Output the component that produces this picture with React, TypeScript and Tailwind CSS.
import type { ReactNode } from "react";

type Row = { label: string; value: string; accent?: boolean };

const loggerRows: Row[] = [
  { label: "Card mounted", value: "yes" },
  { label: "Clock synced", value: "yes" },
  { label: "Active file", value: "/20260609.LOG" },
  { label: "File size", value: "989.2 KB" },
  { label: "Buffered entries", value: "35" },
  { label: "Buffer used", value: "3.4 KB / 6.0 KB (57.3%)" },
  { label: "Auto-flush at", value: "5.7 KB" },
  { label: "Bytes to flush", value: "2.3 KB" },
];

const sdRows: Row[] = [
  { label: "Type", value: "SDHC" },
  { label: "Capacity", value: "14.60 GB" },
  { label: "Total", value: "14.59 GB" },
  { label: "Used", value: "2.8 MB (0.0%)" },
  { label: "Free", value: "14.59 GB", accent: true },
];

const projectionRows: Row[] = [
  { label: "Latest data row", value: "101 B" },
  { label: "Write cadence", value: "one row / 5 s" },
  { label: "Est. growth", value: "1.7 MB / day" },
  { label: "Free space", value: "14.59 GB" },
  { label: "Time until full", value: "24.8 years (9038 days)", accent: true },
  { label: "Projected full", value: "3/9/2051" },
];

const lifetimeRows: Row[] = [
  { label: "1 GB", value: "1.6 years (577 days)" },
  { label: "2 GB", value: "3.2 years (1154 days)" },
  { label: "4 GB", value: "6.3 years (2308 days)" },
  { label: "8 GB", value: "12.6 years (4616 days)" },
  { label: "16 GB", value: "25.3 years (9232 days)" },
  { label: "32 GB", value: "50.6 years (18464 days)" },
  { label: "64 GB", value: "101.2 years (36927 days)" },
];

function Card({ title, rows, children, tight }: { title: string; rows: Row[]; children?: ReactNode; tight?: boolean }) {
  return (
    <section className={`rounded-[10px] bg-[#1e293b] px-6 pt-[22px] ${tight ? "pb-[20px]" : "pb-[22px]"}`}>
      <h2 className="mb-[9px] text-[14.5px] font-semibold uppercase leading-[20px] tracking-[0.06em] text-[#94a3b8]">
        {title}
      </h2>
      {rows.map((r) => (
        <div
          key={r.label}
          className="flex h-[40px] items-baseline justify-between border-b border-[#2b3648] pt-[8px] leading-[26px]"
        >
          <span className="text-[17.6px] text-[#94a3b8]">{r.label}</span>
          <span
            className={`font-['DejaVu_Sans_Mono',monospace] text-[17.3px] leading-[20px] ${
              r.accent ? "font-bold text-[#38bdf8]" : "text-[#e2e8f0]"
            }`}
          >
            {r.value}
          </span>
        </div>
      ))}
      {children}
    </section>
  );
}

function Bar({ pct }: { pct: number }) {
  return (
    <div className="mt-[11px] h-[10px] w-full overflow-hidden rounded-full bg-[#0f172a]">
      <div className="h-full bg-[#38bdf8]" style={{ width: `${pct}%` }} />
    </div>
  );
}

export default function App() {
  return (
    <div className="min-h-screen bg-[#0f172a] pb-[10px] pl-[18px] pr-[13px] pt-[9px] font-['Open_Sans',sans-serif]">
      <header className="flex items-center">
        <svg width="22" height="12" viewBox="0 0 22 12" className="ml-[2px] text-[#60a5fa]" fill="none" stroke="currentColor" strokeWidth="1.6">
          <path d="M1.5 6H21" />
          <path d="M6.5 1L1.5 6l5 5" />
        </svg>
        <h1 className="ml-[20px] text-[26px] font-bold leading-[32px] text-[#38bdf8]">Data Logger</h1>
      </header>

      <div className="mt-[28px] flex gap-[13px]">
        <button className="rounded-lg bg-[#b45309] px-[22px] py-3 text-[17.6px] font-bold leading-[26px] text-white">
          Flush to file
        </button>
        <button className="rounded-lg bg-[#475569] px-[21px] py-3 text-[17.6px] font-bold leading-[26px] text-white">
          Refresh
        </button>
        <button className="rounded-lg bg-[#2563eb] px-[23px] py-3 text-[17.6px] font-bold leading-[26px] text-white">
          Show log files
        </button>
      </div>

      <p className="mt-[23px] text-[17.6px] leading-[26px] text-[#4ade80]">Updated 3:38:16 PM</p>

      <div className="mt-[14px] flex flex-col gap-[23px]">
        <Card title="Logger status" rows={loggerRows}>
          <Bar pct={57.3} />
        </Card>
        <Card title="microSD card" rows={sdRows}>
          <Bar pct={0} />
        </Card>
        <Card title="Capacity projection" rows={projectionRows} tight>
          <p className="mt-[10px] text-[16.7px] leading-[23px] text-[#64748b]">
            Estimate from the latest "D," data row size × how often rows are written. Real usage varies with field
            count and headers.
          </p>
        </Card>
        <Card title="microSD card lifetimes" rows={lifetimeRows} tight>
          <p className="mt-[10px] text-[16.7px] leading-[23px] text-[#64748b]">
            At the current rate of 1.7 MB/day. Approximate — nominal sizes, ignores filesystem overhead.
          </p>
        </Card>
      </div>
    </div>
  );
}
...
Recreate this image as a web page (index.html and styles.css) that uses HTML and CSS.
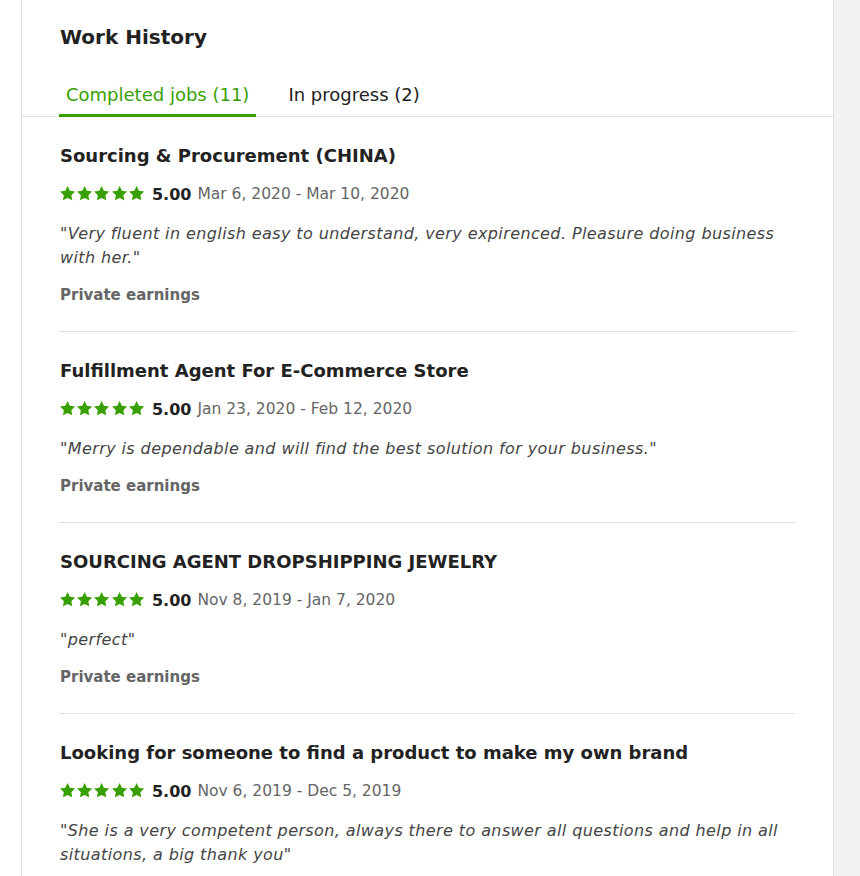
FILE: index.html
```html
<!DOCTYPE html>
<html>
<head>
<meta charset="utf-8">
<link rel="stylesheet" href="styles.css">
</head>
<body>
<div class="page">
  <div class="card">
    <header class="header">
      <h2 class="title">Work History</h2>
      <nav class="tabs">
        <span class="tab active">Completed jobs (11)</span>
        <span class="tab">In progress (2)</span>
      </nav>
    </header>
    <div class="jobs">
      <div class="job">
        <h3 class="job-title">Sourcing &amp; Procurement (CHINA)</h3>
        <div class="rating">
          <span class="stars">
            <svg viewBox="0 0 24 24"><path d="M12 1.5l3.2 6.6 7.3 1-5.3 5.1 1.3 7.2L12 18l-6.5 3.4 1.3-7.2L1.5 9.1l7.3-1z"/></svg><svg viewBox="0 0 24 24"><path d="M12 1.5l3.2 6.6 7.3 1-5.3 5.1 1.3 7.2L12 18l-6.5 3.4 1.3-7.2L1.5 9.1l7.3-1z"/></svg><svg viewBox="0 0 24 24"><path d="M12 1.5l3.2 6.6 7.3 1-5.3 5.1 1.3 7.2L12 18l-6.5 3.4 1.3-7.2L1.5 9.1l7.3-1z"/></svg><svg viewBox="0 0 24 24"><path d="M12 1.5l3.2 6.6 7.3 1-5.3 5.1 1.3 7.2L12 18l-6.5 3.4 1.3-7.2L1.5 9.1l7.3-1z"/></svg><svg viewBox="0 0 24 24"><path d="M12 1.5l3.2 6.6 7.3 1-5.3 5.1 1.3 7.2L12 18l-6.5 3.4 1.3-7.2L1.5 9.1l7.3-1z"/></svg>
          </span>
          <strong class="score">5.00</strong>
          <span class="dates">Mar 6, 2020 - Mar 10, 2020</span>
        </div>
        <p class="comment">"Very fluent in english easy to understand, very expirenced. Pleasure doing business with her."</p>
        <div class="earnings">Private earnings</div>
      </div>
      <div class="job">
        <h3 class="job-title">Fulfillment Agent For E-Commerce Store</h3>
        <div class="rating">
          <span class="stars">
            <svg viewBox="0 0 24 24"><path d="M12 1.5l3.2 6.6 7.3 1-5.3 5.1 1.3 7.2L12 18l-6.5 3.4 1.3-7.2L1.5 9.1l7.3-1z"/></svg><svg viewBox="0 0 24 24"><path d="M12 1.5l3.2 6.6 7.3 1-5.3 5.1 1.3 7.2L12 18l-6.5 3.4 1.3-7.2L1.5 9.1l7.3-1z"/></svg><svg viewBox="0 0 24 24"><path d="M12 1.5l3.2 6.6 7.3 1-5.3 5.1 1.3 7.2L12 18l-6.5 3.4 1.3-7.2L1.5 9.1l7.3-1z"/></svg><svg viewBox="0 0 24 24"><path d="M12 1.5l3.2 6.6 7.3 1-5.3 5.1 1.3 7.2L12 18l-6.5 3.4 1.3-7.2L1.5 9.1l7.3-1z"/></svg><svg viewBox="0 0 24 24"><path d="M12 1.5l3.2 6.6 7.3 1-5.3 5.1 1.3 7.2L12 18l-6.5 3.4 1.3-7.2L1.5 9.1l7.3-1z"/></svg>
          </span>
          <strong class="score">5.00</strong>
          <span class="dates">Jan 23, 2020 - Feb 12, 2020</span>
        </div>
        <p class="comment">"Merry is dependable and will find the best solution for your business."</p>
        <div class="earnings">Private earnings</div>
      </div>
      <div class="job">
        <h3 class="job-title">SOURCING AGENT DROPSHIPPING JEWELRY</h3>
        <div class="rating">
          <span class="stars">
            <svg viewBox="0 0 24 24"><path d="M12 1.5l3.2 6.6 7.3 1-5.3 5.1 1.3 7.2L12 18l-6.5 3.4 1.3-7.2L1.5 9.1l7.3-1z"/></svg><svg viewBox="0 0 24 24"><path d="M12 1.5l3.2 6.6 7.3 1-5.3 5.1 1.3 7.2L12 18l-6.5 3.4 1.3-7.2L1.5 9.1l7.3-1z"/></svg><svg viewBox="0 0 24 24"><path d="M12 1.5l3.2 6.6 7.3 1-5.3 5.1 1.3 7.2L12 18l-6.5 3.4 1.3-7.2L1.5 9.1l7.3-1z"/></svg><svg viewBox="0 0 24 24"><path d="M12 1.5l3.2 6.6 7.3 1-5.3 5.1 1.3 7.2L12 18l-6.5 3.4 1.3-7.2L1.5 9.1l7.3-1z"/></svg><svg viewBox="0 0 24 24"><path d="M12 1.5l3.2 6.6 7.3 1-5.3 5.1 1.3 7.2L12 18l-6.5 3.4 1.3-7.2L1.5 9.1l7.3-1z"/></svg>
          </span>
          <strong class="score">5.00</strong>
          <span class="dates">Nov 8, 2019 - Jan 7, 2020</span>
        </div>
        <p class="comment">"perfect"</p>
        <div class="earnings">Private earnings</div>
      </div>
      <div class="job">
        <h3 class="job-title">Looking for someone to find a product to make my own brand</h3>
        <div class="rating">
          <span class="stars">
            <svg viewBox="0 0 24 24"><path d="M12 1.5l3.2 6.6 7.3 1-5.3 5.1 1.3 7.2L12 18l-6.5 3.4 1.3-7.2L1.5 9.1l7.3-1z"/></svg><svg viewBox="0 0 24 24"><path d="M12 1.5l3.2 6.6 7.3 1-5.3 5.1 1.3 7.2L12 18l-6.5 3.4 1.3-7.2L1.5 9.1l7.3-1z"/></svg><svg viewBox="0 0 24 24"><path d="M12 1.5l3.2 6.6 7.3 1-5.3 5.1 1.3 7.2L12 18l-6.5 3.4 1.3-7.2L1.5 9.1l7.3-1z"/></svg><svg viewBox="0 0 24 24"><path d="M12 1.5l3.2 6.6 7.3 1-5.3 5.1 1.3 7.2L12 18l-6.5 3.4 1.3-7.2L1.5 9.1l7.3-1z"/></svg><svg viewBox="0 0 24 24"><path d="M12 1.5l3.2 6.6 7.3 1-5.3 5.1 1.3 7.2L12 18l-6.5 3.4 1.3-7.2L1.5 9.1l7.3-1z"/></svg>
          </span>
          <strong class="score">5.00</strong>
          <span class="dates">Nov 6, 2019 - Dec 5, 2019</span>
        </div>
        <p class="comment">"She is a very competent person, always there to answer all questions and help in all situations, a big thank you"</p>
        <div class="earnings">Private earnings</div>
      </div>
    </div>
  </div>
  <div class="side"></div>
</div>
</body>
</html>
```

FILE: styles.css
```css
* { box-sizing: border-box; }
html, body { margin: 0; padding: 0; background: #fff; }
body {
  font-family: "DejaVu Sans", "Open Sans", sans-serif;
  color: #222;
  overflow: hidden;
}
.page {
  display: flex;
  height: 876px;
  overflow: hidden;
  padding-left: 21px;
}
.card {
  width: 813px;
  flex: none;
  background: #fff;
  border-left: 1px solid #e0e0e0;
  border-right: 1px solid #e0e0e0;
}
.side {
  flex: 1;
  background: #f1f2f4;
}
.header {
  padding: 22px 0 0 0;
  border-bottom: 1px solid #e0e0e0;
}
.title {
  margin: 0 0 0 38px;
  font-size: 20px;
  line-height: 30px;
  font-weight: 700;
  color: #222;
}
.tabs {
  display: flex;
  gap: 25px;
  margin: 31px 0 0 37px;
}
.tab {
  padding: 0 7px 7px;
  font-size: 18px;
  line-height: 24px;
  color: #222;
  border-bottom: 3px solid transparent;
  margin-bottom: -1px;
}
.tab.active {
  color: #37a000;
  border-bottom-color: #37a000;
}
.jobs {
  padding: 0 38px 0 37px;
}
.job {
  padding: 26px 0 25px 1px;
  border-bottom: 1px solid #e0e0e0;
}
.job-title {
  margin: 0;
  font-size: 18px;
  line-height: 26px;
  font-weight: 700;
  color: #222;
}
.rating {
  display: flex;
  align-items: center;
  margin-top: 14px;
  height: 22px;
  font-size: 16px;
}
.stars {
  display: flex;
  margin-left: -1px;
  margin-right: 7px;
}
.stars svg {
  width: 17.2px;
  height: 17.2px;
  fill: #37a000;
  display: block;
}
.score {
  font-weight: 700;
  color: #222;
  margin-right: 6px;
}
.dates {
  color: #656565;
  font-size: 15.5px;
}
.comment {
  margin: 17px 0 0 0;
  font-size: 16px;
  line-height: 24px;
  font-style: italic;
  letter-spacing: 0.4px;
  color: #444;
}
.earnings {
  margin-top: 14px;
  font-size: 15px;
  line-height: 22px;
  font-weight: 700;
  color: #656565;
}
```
--
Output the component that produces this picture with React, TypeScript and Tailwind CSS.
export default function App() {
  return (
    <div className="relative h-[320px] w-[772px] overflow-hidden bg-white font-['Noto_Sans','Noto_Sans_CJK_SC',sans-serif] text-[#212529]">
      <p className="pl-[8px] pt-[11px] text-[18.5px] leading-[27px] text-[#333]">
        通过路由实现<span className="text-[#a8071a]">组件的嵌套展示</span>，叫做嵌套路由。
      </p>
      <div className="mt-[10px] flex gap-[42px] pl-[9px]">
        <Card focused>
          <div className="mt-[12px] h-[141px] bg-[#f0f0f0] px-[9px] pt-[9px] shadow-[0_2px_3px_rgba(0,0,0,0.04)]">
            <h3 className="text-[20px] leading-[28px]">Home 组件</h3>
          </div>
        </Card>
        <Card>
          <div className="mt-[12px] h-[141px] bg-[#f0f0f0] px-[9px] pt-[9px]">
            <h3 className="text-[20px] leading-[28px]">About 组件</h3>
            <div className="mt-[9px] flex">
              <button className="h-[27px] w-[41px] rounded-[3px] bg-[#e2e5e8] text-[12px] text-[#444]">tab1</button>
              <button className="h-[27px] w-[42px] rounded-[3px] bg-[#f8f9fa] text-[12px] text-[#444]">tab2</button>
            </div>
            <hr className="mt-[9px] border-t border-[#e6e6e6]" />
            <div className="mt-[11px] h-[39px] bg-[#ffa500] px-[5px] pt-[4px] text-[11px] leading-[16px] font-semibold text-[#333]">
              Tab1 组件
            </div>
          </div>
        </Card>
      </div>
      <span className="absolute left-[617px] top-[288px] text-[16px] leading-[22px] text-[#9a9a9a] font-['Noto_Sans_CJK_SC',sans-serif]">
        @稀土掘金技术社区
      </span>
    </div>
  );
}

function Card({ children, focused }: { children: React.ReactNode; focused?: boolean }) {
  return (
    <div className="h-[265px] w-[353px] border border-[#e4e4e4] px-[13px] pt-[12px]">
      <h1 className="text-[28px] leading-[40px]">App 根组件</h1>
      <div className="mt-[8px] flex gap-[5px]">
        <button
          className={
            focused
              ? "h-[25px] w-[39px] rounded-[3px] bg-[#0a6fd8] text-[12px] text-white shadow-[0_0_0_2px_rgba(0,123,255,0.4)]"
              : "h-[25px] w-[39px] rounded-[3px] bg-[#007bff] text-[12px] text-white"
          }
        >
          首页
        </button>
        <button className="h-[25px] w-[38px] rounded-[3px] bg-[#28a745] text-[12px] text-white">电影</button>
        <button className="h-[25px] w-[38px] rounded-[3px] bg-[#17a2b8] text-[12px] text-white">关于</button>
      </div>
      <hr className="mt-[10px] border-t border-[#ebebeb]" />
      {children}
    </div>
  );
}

_What the task requires_
Gather up every line in the data above that contains the word "with", copying each one.

_Solution for this problem_
Output the component that produces this picture with React, TypeScript and Tailwind CSS.
            Estimate from the latest "D," data row size × how often rows are written. Real usage varies with field
        <p class="comment">"Very fluent in english easy to understand, very expirenced. Pleasure doing business with her."</p>
Output the component that produces this picture with React, TypeScript and Tailwind CSS.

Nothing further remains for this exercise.